Ten aanzien van de verstrekking van uitkeringen bevat het Werkprogramma 2018 de volgende te leveren prestaties:

- Verstrekking van maximaal 4.200 uitkeringen per maand;

- Een doorlooptijd van minder dan 28 dagen voor 65% van de afgehandelde aanvragen;

- Een doorlooptijd van minder dan 42 dagen voor 85% van de afgehandelde aanvragen;

- Afname van het aantal ten onrechte betaalde uitkeringen met 240;

- Opeisen van de uitstaande vorderingen;

- Investeringen in het gezamenlijk met de gemeenten verder realiseren van één plan en één regisseur voor mensen met problemen op meerdere leefgebieden;

- Het realiseren van een goede aansluiting met de lokale toegang tot Wmo, Jeugdzorg en schuldhulpverlening.

Daarnaast zijn te leveren prestaties te vinden op verschillende andere plaatsen. Ten eerste worden in de jaarlijkse begrotingscyclus afspraken gemaakt over de inzet van middelen en de te leveren prestaties.

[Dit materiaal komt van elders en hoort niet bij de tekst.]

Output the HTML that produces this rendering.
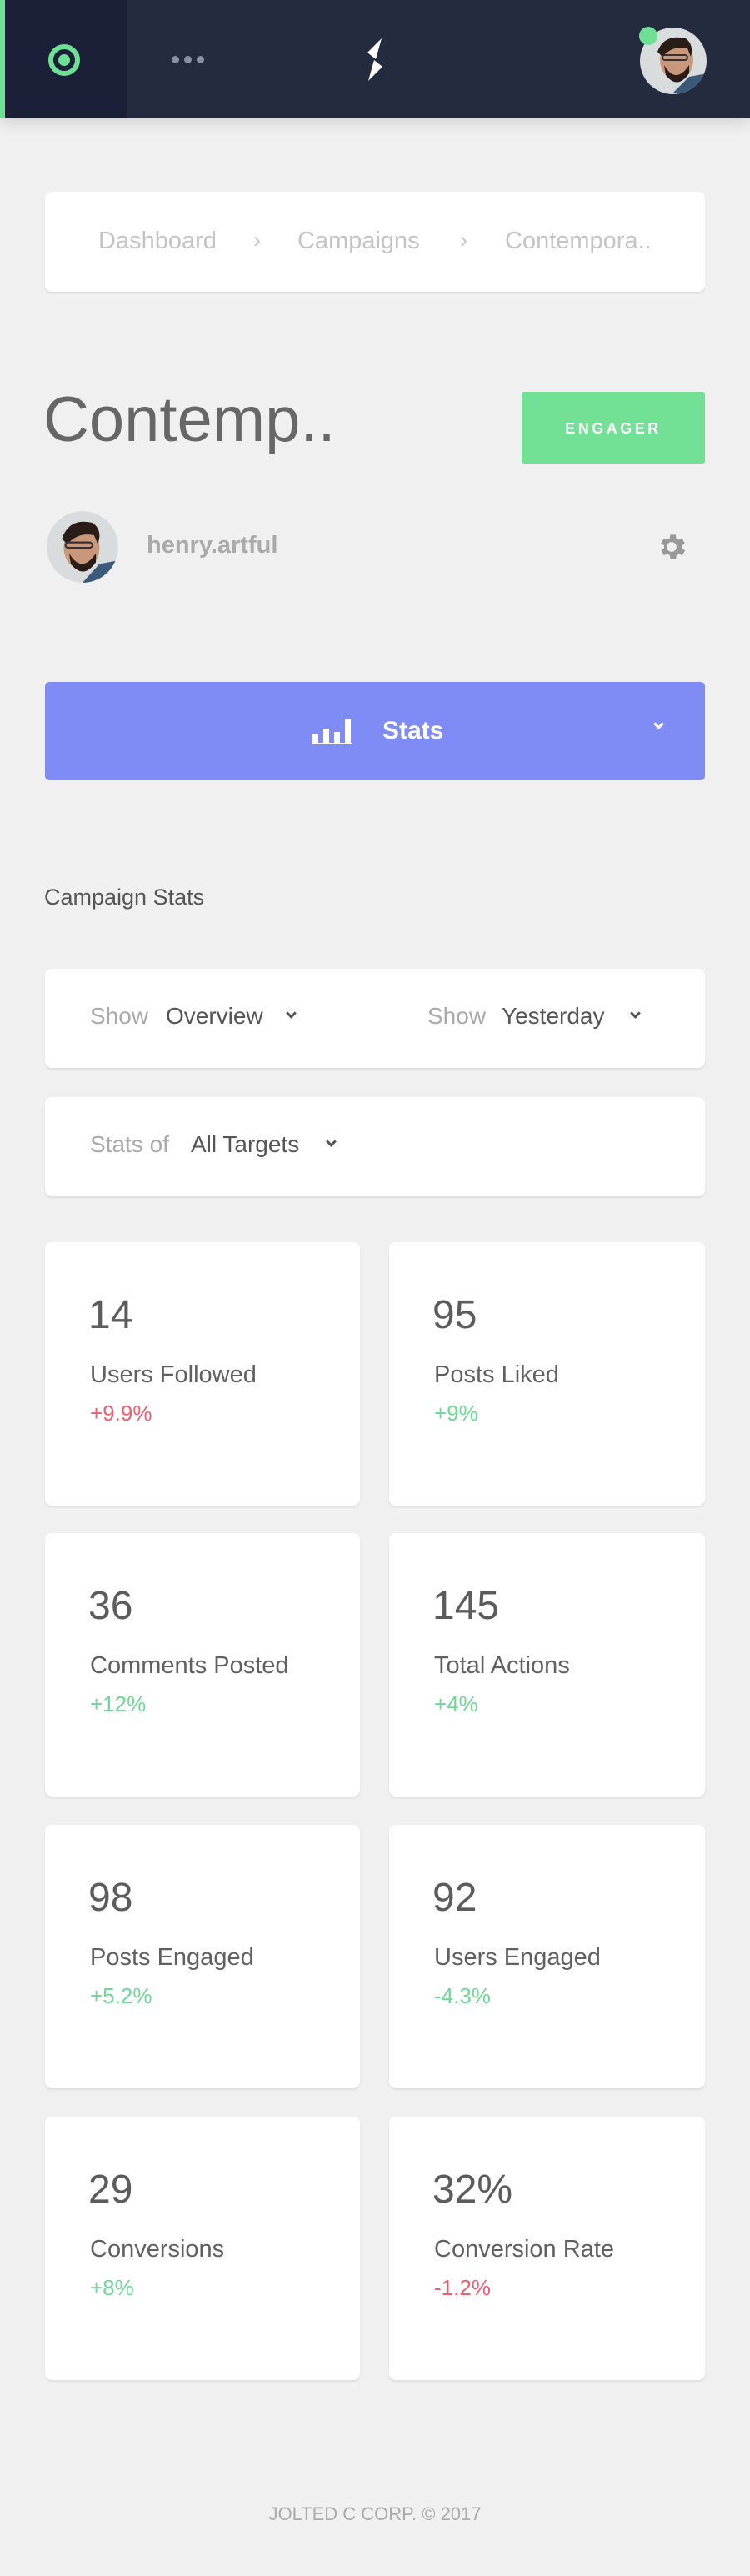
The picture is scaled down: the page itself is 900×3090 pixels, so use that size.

Ten tweede legt Werkplein in afspraken met het sociaal werkbedrijf WVS afspraken vast over de aantallen kandidaten die Werkplein levert voor leerwerktrajecten. En ten derde formuleert Werkplein jaarlijks doelstellingen voor de uitvoering in het Jaarplan.

De gemeenten sturen Werkplein niet alleen aan door middel van getekende overeenkomsten. Werkplein is een Gemeenschappelijke Regeling. De portefeuillehouders Participatiewet zijn qualitate qua lid van het Algemeen Bestuur van Werkplein. Dat geeft hun directe invloed op de uitvoering van de Participatiewet.

Daarnaast is sprake van regelmatig ambtelijk overleg tussen beleidsadviseurs van de zes gemeenten onderling en met vertegenwoordigers van Werkplein. In dit overleg wordt afstemming gezocht over de beleidsvorming in de gemeenten en de uitvoering door Werkplein.

Uit gesprekken die we in het kader van het onderzoek hebben gevoerd hebben we de indruk gekregen dat tussen de gemeenten geen sprake is van sterke na-ijver, maar dat ze in staat zijn om in goed onderling overleg te komen tot een gezamenlijke visie op de uitvoering en dat ze – ondanks spanningen en irritaties die inherent zijn aan samenwerking – in onderling overleg met Werkplein in staat zijn met elkaar mee te denken over beleid en uitvoering.